What it shows: How CTEs make data cleaning readable and reusable
The Problem: Customer data is messy - mixed case names, invalid emails, nulls everywhere.
WITH clean_customers AS (
SELECT
customer_id,
TRIM(UPPER(customer_name)) as customer_name,
CASE
WHEN email LIKE '%@%' THEN LOWER(email)
ELSE NULL
END as valid_email,
phone
FROM customers
WHERE customer_name IS NOT NULL -- Filter before processing
)
SELECT
customer_name,
valid_email,
phone
FROM clean_customers
WHERE valid_email IS NOT NULL;
-- Required index for performance:
-- CREATE INDEX IX_customers_name_email ON customers (customer_name) INCLUDE (email, phone);
Why this works: Instead of cluttering your main query with data cleaning logic, the CTE handles it upfront. Clean separation of concerns.
Real-world impact: Marketing team can now trust the email list. No more bounced campaigns from invalid emails.

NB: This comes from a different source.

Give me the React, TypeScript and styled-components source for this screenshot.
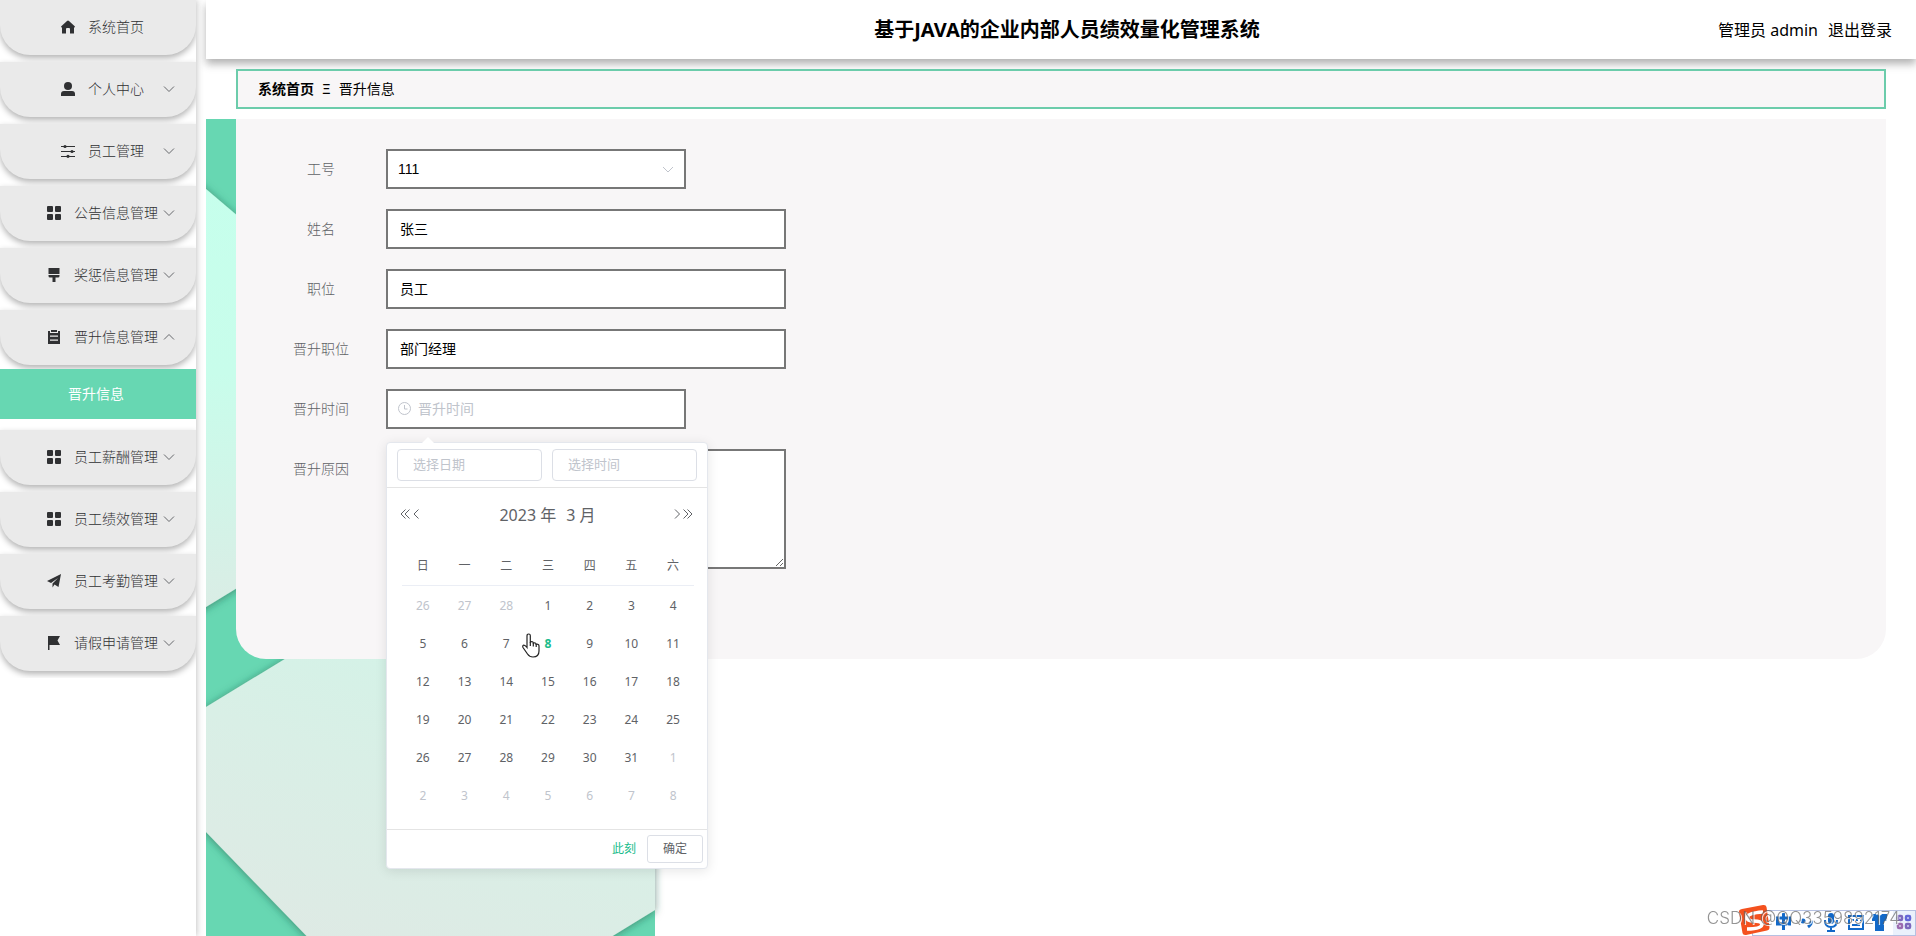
import React from "react";
import styled, { createGlobalStyle } from "styled-components";

const GlobalStyle = createGlobalStyle`
  *, *::before, *::after { box-sizing: border-box; }
  body { margin: 0; background: #fff; color: #000; font: 400 14px/20px "Noto Sans", "Noto Sans CJK SC", sans-serif; }
  button, input, select, textarea { font: inherit; }
`;

const Page = styled.div`
  display: flex;
  min-height: 100vh;
  overflow: hidden;
`;

/* ---------- sidebar ---------- */

const Sidebar = styled.nav`
  position: relative;
  z-index: 1;
  flex: 0 0 196px;
  margin-right: 10px;
  box-shadow: 1px 0 6px rgba(64, 64, 64, 0.3);
`;

const MenuList = styled.ul`
  list-style: none;
  margin: 0;
  padding: 0;
  overflow: hidden;
`;

const MenuEntry = styled.li`
  margin-bottom: 7px;
`;

const MenuButton = styled.button`
  display: grid;
  grid-template-columns: 1fr 12px;
  align-items: center;
  width: 100%;
  height: 55px;
  padding: 0 21px 2px 37px;
  border: 0;
  border-radius: 0 0 30px 30px;
  background: #eaeaea;
  box-shadow: 0 3px 6px rgba(0, 0, 0, 0.3);
  color: #303133;
  font-weight: 300;
  white-space: nowrap;
  cursor: pointer;
`;

const MenuLabel = styled.span`
  display: flex;
  align-items: center;
  justify-content: center;
  gap: 8px;
`;

const IconBox = styled.span`
  display: flex;
  justify-content: center;
  width: 24px;
`;

const SubMenu = styled.div`
  margin: 4px 0 11px;
`;

const SubLink = styled.a`
  display: block;
  padding-right: 4px;
  background: #67d7b2;
  color: #fff;
  line-height: 50px;
  text-align: center;
  text-decoration: none;
`;

/* ---------- main column ---------- */

const Main = styled.div`
  display: flex;
  flex: 1;
  flex-direction: column;
  min-width: 0;
`;

const Header = styled.header`
  display: grid;
  grid-template-columns: 1fr auto 1fr;
  align-items: center;
  height: 59px;
  padding: 0 24px;
  background: #fff;
  box-shadow: 0 5px 8px rgba(64, 64, 64, 0.4);
  font-size: 16px;
`;

const Title = styled.h1`
  grid-column: 2;
  margin: 0 0 0 12px;
  font-size: 20px;
  line-height: 28px;
  font-weight: 700;
`;

const Account = styled.div`
  display: flex;
  justify-content: flex-end;
  gap: 10px;
`;

const LogoutLink = styled.a`
  color: inherit;
  text-decoration: none;
`;

const Breadcrumb = styled.nav`
  display: flex;
  align-items: center;
  gap: 8px;
  height: 40px;
  margin: 10px 30px;
  padding: 0 20px;
  border: 2px solid #6cccab;
  background: #f8f6f7;
`;

const CrumbHome = styled.a`
  color: #000;
  font-weight: 700;
  text-decoration: none;
`;

const Body = styled.main`
  position: relative;
  flex: 1;
  padding: 0 30px;
`;

const Backdrop = styled.svg`
  position: absolute;
  top: 0;
  left: 0;
  width: 460px;
  height: 100%;
`;

const Panel = styled.form`
  position: relative;
  display: flex;
  flex-direction: column;
  gap: 20px;
  padding: 30px 30px 90px;
  border-radius: 0 0 30px 30px;
  background: #f8f6f7;
`;

const Field = styled.div`
  display: flex;
  align-items: flex-start;
`;

const FieldLabel = styled.label`
  flex: 0 0 120px;
  padding-right: 10px;
  color: #606266;
  font-weight: 300;
  line-height: 40px;
  text-align: center;
`;

const Control = styled.div<{ $narrow?: boolean }>`
  position: relative;
  display: flex;
  align-items: center;
  width: ${(p) => (p.$narrow ? 300 : 400)}px;
  height: 40px;
  padding: 0 ${(p) => (p.$narrow ? 10 : 12)}px;
  gap: 6px;
  border: 2px solid #777;
  background: #fff;
  color: #c0c4cc;
`;

const TextInput = styled.input`
  flex: 1;
  min-width: 0;
  padding: 0;
  border: 0;
  outline: 0;
  background: none;
  color: #000;
  &::placeholder { color: #c0c4cc; opacity: 1; }
`;

const Select = styled.select`
  flex: 1;
  padding: 0;
  border: 0;
  appearance: none;
  background: none;
  color: #000;
  font-family: "Liberation Sans", sans-serif;
`;

const TextArea = styled.textarea`
  display: block;
  width: 400px;
  height: 120px;
  padding: 8px 12px;
  border: 2px solid #777;
  background: #fff;
  resize: vertical;
`;

/* ---------- date picker ---------- */

const Picker = styled.div`
  position: absolute;
  top: 51px;
  left: -2px;
  z-index: 2;
  width: 322px;
  border: 1px solid #e4e7ed;
  border-radius: 4px;
  background: #fff;
  box-shadow: 0 2px 12px rgba(0, 0, 0, 0.1);
  color: #606266;
  &::before {
    content: "";
    position: absolute;
    top: -6px;
    left: 35px;
    border: 6px solid transparent;
    border-top: 0;
    border-bottom-color: #fff;
  }
`;

const PickerInputs = styled.div`
  display: grid;
  grid-template-columns: 1fr 1fr;
  gap: 10px;
  padding: 6px 10px;
  border-bottom: 1px solid #e4e4e4;
`;

const PickerInput = styled.input`
  min-width: 0;
  height: 32px;
  padding: 0 15px 2px;
  border: 1px solid #dcdfe6;
  border-radius: 4px;
  font-size: 13px;
  &::placeholder { color: #c0c4cc; opacity: 1; }
`;

const MonthBar = styled.div`
  display: grid;
  grid-template-columns: 22px 1fr 22px;
  align-items: center;
  margin: 12px 12px 0 13px;
  height: 30px;
`;

const MonthTitle = styled.div`
  display: flex;
  justify-content: center;
  gap: 10px;
  font-size: 16px;
`;

const ArrowGroup = styled.div`
  display: flex;
  gap: 2px;
`;

const ArrowButton = styled.button`
  display: flex;
  padding: 0 0 2px;
  border: 0;
  background: none;
  color: #606266;
`;

const Calendar = styled.table`
  width: 292px;
  margin: 16px 15px 15px;
  border-collapse: separate;
  border-spacing: 0;
  table-layout: fixed;
  font-size: 12px;
`;

const WeekDay = styled.th`
  height: 40px;
  padding: 0;
  border-bottom: 1px solid #ebeef5;
  font-weight: 400;
`;

const Day = styled.td<{ $muted?: boolean; $today?: boolean }>`
  height: 38px;
  padding: 1px 0 0;
  color: ${(p) => (p.$today ? "#1abc8b" : p.$muted ? "#c0c4cc" : "#606266")};
  font-weight: ${(p) => (p.$today ? 700 : 400)};
  text-align: center;
`;

const PickerFooter = styled.div`
  display: flex;
  justify-content: flex-end;
  align-items: center;
  gap: 11px;
  height: 39px;
  padding: 0 4px;
  border-top: 1px solid #e4e4e4;
  font-size: 12px;
`;

const NowButton = styled.button`
  padding: 0;
  border: 0;
  background: none;
  color: #1abc8b;
`;

const ConfirmButton = styled.button`
  width: 56px;
  height: 28px;
  padding: 0;
  border: 1px solid #dcdfe6;
  border-radius: 3px;
  background: #fff;
  color: #606266;
`;

const Pointer = styled.svg`
  position: absolute;
  top: 190px;
  left: 134px;
`;

/* ---------- desktop overlays ---------- */

const ImeBar = styled.div`
  position: fixed;
  right: 0;
  bottom: 0;
  z-index: 3;
  display: flex;
  width: 178px;
  height: 32px;
`;

const Watermark = styled.div`
  position: fixed;
  right: 16px;
  bottom: 8px;
  z-index: 4;
  color: rgba(90, 90, 90, 0.65);
  font: 400 17px/20px Inter, "Liberation Sans", sans-serif;
  font-weight: 300;
  text-shadow: 1px 1px 0 rgba(255, 255, 255, 0.8);
`;

/* ---------- icons ---------- */

type IconName = "home" | "user" | "sliders" | "grid" | "brush" | "clipboard" | "plane" | "flag";

const iconShapes: Record<IconName, React.ReactNode> = {
  home: <path d="M7 0.500Q7.500 0.500 8 1L14 6.500 13 8V13.500H9V9Q9 8 8 8H6Q5 8 5 9V13.500H1V8L0 6.500 6 1Q6.500 0.500 7 0.500Z" />,
  user: (
    <>
      <circle cx="7" cy="4" r="4" />
      <path d="M0 14v-2q0-3 3-3h8q3 0 3 3v2z" />
    </>
  ),
  sliders: (
    <>
      <path d="M0 2.500h14M0 7.500h14M0 12.500h14" stroke="currentColor" fill="none" />
      <circle cx="4" cy="2.500" r="1.600" />
      <circle cx="11" cy="7.500" r="1.600" />
      <circle cx="7" cy="12.300" r="1.600" />
    </>
  ),
  grid: (
    <>
      <rect width="6" height="6" rx="1" />
      <rect x="8" width="6" height="6" rx="1" />
      <rect y="8" width="6" height="6" rx="1" />
      <rect x="8" y="8" width="6" height="6" rx="1" />
    </>
  ),
  brush: <path d="M1.500 0h11v6h-11zM1.500 7h11v1q0 1.500-1.500 1.500H8.500V14h-3V9.500H3Q1.500 9.500 1.500 8z" />,
  clipboard: (
    <>
      <path d="M4 0h6v2H4z" />
      <path d="M1 1h2v2h8V1h2v13H1zM3 5.500v1.200h8V5.500zM3 9.500v1.200h8V9.500z" fillRule="evenodd" />
    </>
  ),
  plane: <path d="M14 0 11.500 13 7.500 10.500 5.500 13.500V9.500L11 4 4 9 0 7Z" />,
  flag: <path d="M1 0h12l-2.500 4.500L13 9H2.500v5H1z" />,
};

const MenuIcon = ({ name }: { name: IconName }) => (
  <svg width="14" height="14" viewBox="0 0 14 14" fill="currentColor" aria-hidden="true">
    {iconShapes[name]}
  </svg>
);

const Chevron = ({ up = false }: { up?: boolean }) => (
  <svg width="12" height="12" viewBox="0 0 12 12" fill="none" stroke="#66686c" aria-hidden="true">
    <path d={up ? "M1 8.500 6 3.500 11 8.500" : "M1 3.500 6 8.500 11 3.500"} />
  </svg>
);

const StepArrow = ({ d, width }: { d: string; width: number }) => (
  <svg width={width} height="12" viewBox={`0 0 ${width} 12`} fill="none" stroke="currentColor" aria-hidden="true">
    <path d={d} />
  </svg>
);

/* ---------- data ---------- */

interface MenuItem {
  icon: IconName;
  text: string;
  leaf?: boolean;
  child?: string;
}

const menu: MenuItem[] = [
  { icon: "home", text: "系统首页", leaf: true },
  { icon: "user", text: "个人中心" },
  { icon: "sliders", text: "员工管理" },
  { icon: "grid", text: "公告信息管理" },
  { icon: "brush", text: "奖惩信息管理" },
  { icon: "clipboard", text: "晋升信息管理", child: "晋升信息" },
  { icon: "grid", text: "员工薪酬管理" },
  { icon: "grid", text: "员工绩效管理" },
  { icon: "plane", text: "员工考勤管理" },
  { icon: "flag", text: "请假申请管理" },
];

const weekDays = ["日", "一", "二", "三", "四", "五", "六"];

/* March 2023 starts on a Wednesday, so the grid opens with 26 February. */
const weeks = Array.from({ length: 6 }, (_, w) =>
  Array.from({ length: 7 }, (_, d) => {
    const date = new Date(2023, 1, 26 + w * 7 + d);
    return { day: date.getDate(), muted: date.getMonth() !== 2 };
  })
);

const DatePicker = () => (
  <Picker>
    <PickerInputs>
      <PickerInput aria-label="选择日期" placeholder="选择日期" />
      <PickerInput aria-label="选择时间" placeholder="选择时间" />
    </PickerInputs>
    <MonthBar>
      <ArrowGroup>
        <ArrowButton type="button" aria-label="前一年">
          <StepArrow width={10} d="M5.500 1.500 1 6 5.500 10.500M9.500 1.500 5 6 9.500 10.500" />
        </ArrowButton>
        <ArrowButton type="button" aria-label="上个月">
          <StepArrow width={8} d="M6.500 1.500 2 6 6.500 10.500" />
        </ArrowButton>
      </ArrowGroup>
      <MonthTitle>
        <span>2023 年</span>
        <span>3 月</span>
      </MonthTitle>
      <ArrowGroup>
        <ArrowButton type="button" aria-label="下个月">
          <StepArrow width={8} d="M2 1.500 6.500 6 2 10.500" />
        </ArrowButton>
        <ArrowButton type="button" aria-label="后一年">
          <StepArrow width={10} d="M.500 1.500 5 6 .500 10.500M4.500 1.500 9 6 4.500 10.500" />
        </ArrowButton>
      </ArrowGroup>
    </MonthBar>
    <Calendar>
      <thead>
        <tr>
          {weekDays.map((d) => (
            <WeekDay key={d} scope="col">{d}</WeekDay>
          ))}
        </tr>
      </thead>
      <tbody>
        {weeks.map((week, i) => (
          <tr key={i}>
            {week.map(({ day, muted }) => (
              <Day key={day} $muted={muted} $today={day === 8 && !muted}>{day}</Day>
            ))}
          </tr>
        ))}
      </tbody>
    </Calendar>
    <PickerFooter>
      <NowButton type="button">此刻</NowButton>
      <ConfirmButton type="button">确定</ConfirmButton>
    </PickerFooter>
    <Pointer width="20" height="26" viewBox="0 0 20 26" aria-hidden="true">
      <path
        d="M6 14V3q0-2 1.700-2T9.300 3v6q2.700-1 3 1 2.500-.700 2.800 1.200Q18 10.700 18 13v5q0 6-6 6-3.500 0-5.500-3L2 14.500q-.800-2 .700-2.300Q4 12 6 14.500Z"
        fill="#fff"
        stroke="#222"
        strokeWidth="1.200"
      />
      <path d="M9.300 9v4M12.300 10v3.500M15.200 11v3" stroke="#222" strokeWidth="1.200" />
    </Pointer>
  </Picker>
);

const PageBackdrop = () => (
  <Backdrop aria-hidden="true">
    <defs>
      <linearGradient id="upper" x1="0" y1="0" x2="0" y2="1">
        <stop offset="0" stopColor="#c6ffec" />
        <stop offset="0.450" stopColor="#c8fdeb" />
        <stop offset="1" stopColor="#dbece5" />
      </linearGradient>
      <linearGradient id="lower" x1="0.700" y1="0" x2="0.300" y2="1">
        <stop offset="0" stopColor="#d0f5e8" />
        <stop offset="0.500" stopColor="#d9efe6" />
        <stop offset="1" stopColor="#dfe9e4" />
      </linearGradient>
      <filter id="soft" x="-20%" y="-20%" width="140%" height="140%">
        <feDropShadow dx="0" dy="1" stdDeviation="4" floodColor="#1f5c48" floodOpacity="0.600" />
      </filter>
    </defs>
    <rect width="449" height="100%" fill="#67d7b2" />
    <path d="M-20 53 0 70 200 240 200 366 0 488-20 500Z" fill="url(#upper)" filter="url(#soft)" />
    <path d="M-20 600 0 588 200 466 449 466V791L330 864 146 864 0 713-20 692Z" fill="url(#lower)" filter="url(#soft)" />
  </Backdrop>
);

const ImeIcons = () => (
  <ImeBar aria-hidden="true">
    <svg width="178" height="32" viewBox="0 0 178 32">
      <rect x="14.500" y="6.500" width="163" height="25" fill="#fdfdff" stroke="#b5c0e2" />
      <rect x="155" y="7" width="22" height="24" fill="#eaf1fc" />
      <path d="M4 5 25 1q3-.500 3.500 2l3 20q.200 3-2.500 3.500L8 31q-3 .500-3.500-2L1 8q-.300-2.500 3-3Z" fill="#f4511e" />
      <path d="M25 8Q9 9 9 14q0 3 7 3t8 3q0 5-15 5" fill="none" stroke="#fff" strokeWidth="3.500" />
      <g fill="none" stroke="#1268c8" strokeWidth="3">
        <path d="M39.500 14h12v6h-12zM45.500 9v17" />
        <path d="M73 17q1 3-3 6" />
        <path d="M87 16q0 7 6 7t6-7M93 23v4M89 27h8" strokeWidth="2" />
        <path d="M111 12h14v13h-14zM114 16h2m2 0h2m2 0h1M114 21h8" strokeWidth="2" />
      </g>
      <circle cx="65" cy="17" r="2.500" fill="#1268c8" />
      <rect x="90" y="9" width="6" height="11" rx="3" fill="#1268c8" />
      <path d="M134 10h5q3 3 5 0h5v7h-3v10h-9V17h-3z" fill="#1268c8" />
      <g fill="none" strokeWidth="2.500">
        <rect x="160" y="12" width="4" height="4" rx="1" stroke="#7d68bd" />
        <rect x="168" y="12" width="4" height="4" rx="1" stroke="#6366d8" />
        <rect x="160" y="20" width="4" height="4" rx="1" stroke="#9b6bb0" />
        <rect x="168" y="20" width="4" height="4" rx="1" stroke="#7d68bd" />
      </g>
    </svg>
  </ImeBar>
);

export default function App() {
  return (
    <Page>
      <GlobalStyle />
      <Sidebar aria-label="主菜单">
        <MenuList>
          {menu.map((item) => (
            <MenuEntry key={item.text}>
              <MenuButton type="button" aria-expanded={item.leaf ? undefined : !!item.child}>
                <MenuLabel>
                  <IconBox>
                    <MenuIcon name={item.icon} />
                  </IconBox>
                  {item.text}
                </MenuLabel>
                {!item.leaf && <Chevron up={!!item.child} />}
              </MenuButton>
              {item.child && (
                <SubMenu>
                  <SubLink href="#promotion">{item.child}</SubLink>
                </SubMenu>
              )}
            </MenuEntry>
          ))}
        </MenuList>
      </Sidebar>
      <Main>
        <Header>
          <Title>基于JAVA的企业内部人员绩效量化管理系统</Title>
          <Account>
            <span>管理员 admin</span>
            <LogoutLink href="#logout">退出登录</LogoutLink>
          </Account>
        </Header>
        <Breadcrumb aria-label="位置">
          <CrumbHome href="#home">系统首页</CrumbHome>
          <span>Ξ</span>
          <span>晋升信息</span>
        </Breadcrumb>
        <Body>
          <PageBackdrop />
          <Panel>
            <Field>
              <FieldLabel htmlFor="staff-no">工号</FieldLabel>
              <Control $narrow>
                <Select id="staff-no" defaultValue="111">
                  <option value="111">111</option>
                </Select>
                <svg width="12" height="12" viewBox="0 0 12 12" fill="none" stroke="currentColor" aria-hidden="true">
                  <path d="M1 4 6 9 11 4" />
                </svg>
              </Control>
            </Field>
            <Field>
              <FieldLabel htmlFor="name">姓名</FieldLabel>
              <Control>
                <TextInput id="name" defaultValue="张三" />
              </Control>
            </Field>
            <Field>
              <FieldLabel htmlFor="post">职位</FieldLabel>
              <Control>
                <TextInput id="post" defaultValue="员工" />
              </Control>
            </Field>
            <Field>
              <FieldLabel htmlFor="new-post">晋升职位</FieldLabel>
              <Control>
                <TextInput id="new-post" defaultValue="部门经理" />
              </Control>
            </Field>
            <Field>
              <FieldLabel htmlFor="promoted-at">晋升时间</FieldLabel>
              <Control $narrow>
                <svg width="14" height="14" viewBox="0 0 14 14" fill="none" stroke="currentColor" aria-hidden="true">
                  <circle cx="6.500" cy="6.500" r="6" />
                  <path d="M6.500 3V7H9.500" />
                </svg>
                <TextInput id="promoted-at" placeholder="晋升时间" />
                <DatePicker />
              </Control>
            </Field>
            <Field>
              <FieldLabel htmlFor="reason">晋升原因</FieldLabel>
              <TextArea id="reason" />
            </Field>
          </Panel>
        </Body>
      </Main>
      <ImeIcons />
      <Watermark>CSDN @QQ3359892174</Watermark>
    </Page>
  );
}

What it shows: Multiple CTEs building complex logic step-by-step
The Problem: Segment customers by value, but the logic is complex and would create nested subquery hell.
WITH
-- Step 1: Calculate customer metrics (optimized with proper filtering)
customer_metrics AS (
SELECT
o.customer_id,
COUNT(*) as total_orders,
SUM(o.order_total) as lifetime_value,
AVG(o.order_total) as avg_order_value,
MAX(o.order_date) as last_order_date
FROM orders o
WHERE o.order_date >= '2024-01-01' -- Early filtering for performance
GROUP BY o.customer_id
HAVING COUNT(*) > 0 -- Ensure we have data
),
-- Step 2: Add customer details and create segments
customer_segments AS (
SELECT
c.customer_name,
cm.lifetime_value,
cm.avg_order_value,
cm.last_order_date,
CASE
WHEN cm.lifetime_value >= 5000 THEN 'VIP'
WHEN cm.lifetime_value >= 1000 THEN 'Premium'
WHEN cm.lifetime_value >= 100 THEN 'Regular'
ELSE 'New'
END as segment
FROM customer_metrics cm
INNER JOIN customers c ON cm.customer_id = c.customer_id -- INNER JOIN for performance
)
-- Step 3: Analyze segments
SELECT
segment,
COUNT(*) as customer_count,
ROUND(AVG(lifetime_value), 2) as avg_lifetime_value,
ROUND(AVG(avg_order_value), 2) as avg_order_size
FROM customer_segments
GROUP BY segment
ORDER BY avg_lifetime_value DESC;
-- Required indexes:
-- CREATE INDEX IX_orders_date_customer_total ON orders (order_date, customer_id) INCLUDE (order_total);
-- CREATE INDEX IX_customers_id_name ON customers (customer_id) INCLUDE (customer_name);
Why this works: Each CTE has a single, clear purpose. You can test each step independently. No nested subquery confusion.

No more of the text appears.